We can come together over and through sharing breakfast, lunch, dinner, coffee, or tea. But a meal can also polarize us. The same with entertainment, religion, or politics. We want to get along and connect with others, but we want to be loyal to our likes and dislikes, so we’re attracted to those who share and deepen the things we enjoy, less those who frustrate our desires. We may wish, for example, to live in a small house by a river and fill our days with angling. Perhaps we want to move back to our native land. The other says, “But I don’t understand. I like my life here. What’s wrong with life as it is? ” And with these words, a division appears between two souls who cannot know each other until the gap is closed.
When human lives separate, one must choose whether to reunite one’s self with another: “How can I explain to him or to her what it means for me to live in my Native Land. Ought I to explain?”
And so, the innumerable sensory inputs that form our inner world—our vision, imagination, and values—and the world outside us—the lines of the mountains and stones, the size of our bank account balance, our contracts and obligations—the totality of this sense data creates clefts between humans, differences to which we must attend. Do I close this gap? Do I move closer to this person but away from myself—or closer to myself but away from this person?
Perhaps like the salmon that returns to the source from which it was spawned, we seek to become whole, as if being whole is to destroy separation—to solve the problem of having or not having a spouse, a house, a child, more money or a different job. We assume that to unite with the object we desire is to be happy. We don’t see the possibility of happiness if we are separated from what we desire.

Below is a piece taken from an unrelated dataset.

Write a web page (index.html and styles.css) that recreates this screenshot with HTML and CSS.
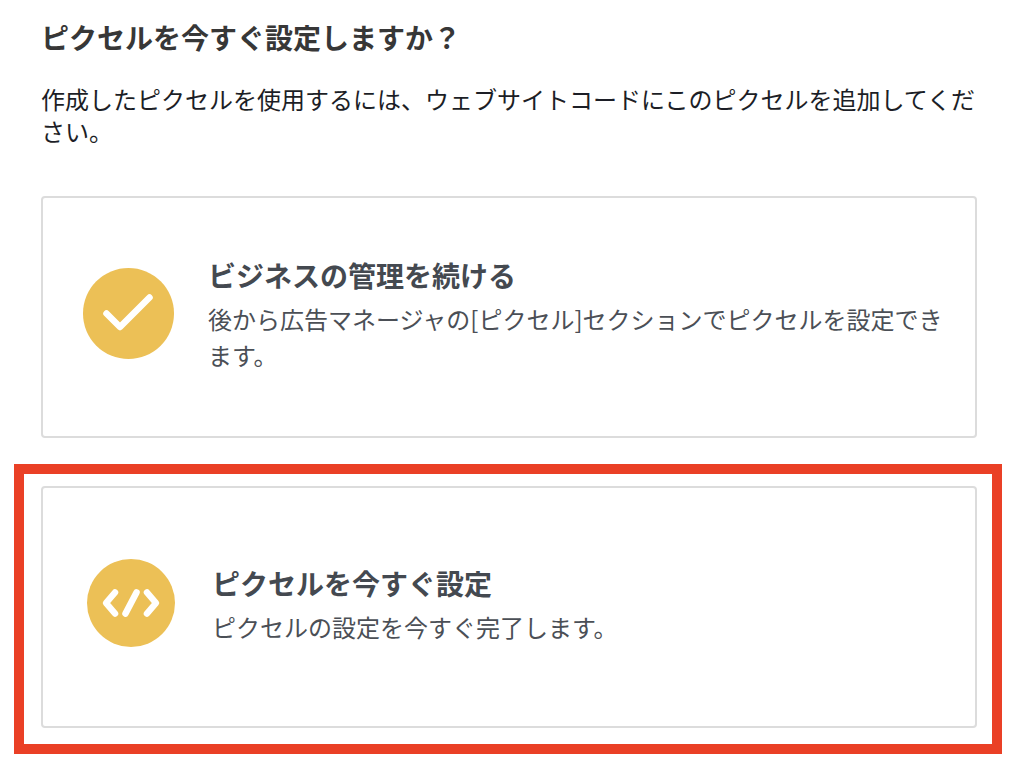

Indeed, we are compelled by a natural drive to get what we want. But sometimes we want two things that are at odds with each other: I want religious life. I want a family. Can’t I have both? So, someone tells us that we can have both—and we follow them. But in this following, we don’t have a real religious life, which tells us that we must abandon everything. We have a family, which, however fulfilling, promises to bring suffering (though it be a suffering that makes our life meaningful for having devoted our life to another: to our nine-year-old, our thirteen-year-old, until—if ever, they marry, and live independently of us. Free.)
If family is our Native Land (we have a sunny house with good food and cozy beds. The house is surrounded by trees, full of smart, dazzling friends, and loveable pets. A workshop for our hobbies. Letters of gratitude from our favorite charities. Plans for family travel. Time for cooking, reading, and magazines.). Are we happy?
If religion is our ideal and we realize it—are we happy?
Is it enough to have family, religion, or a brilliant career without the ability to share it with others — without the ability to share it with all in such a way that others are happy for what we’ve attained?
Why do we love the holy ones—which is to say, loveable ones?
We love not what we know but what knows us—what we know knows us.
Sharing ourselves with the thing or person who knows us as much as—or more—than we know ourselves is intimacy. But we tremble at the thought of such intimacy. Because the thing that knows us better than we know ourselves can control us—or guide us. And such a person can close the gaps in us — as no other thing can.
We have, on the one hand, the need to open, connect, and be known. And we have, on the other, the need to control the world—this ocean of sensation—according to our design.
So, the highest happiness is to open and to be opened by one we love, trust, and respect. We dedicate our lives, therefore, to finding this person. This will certainly be the person to whom we devote our soul—the person to whom, with whom, and for whom, we open and live.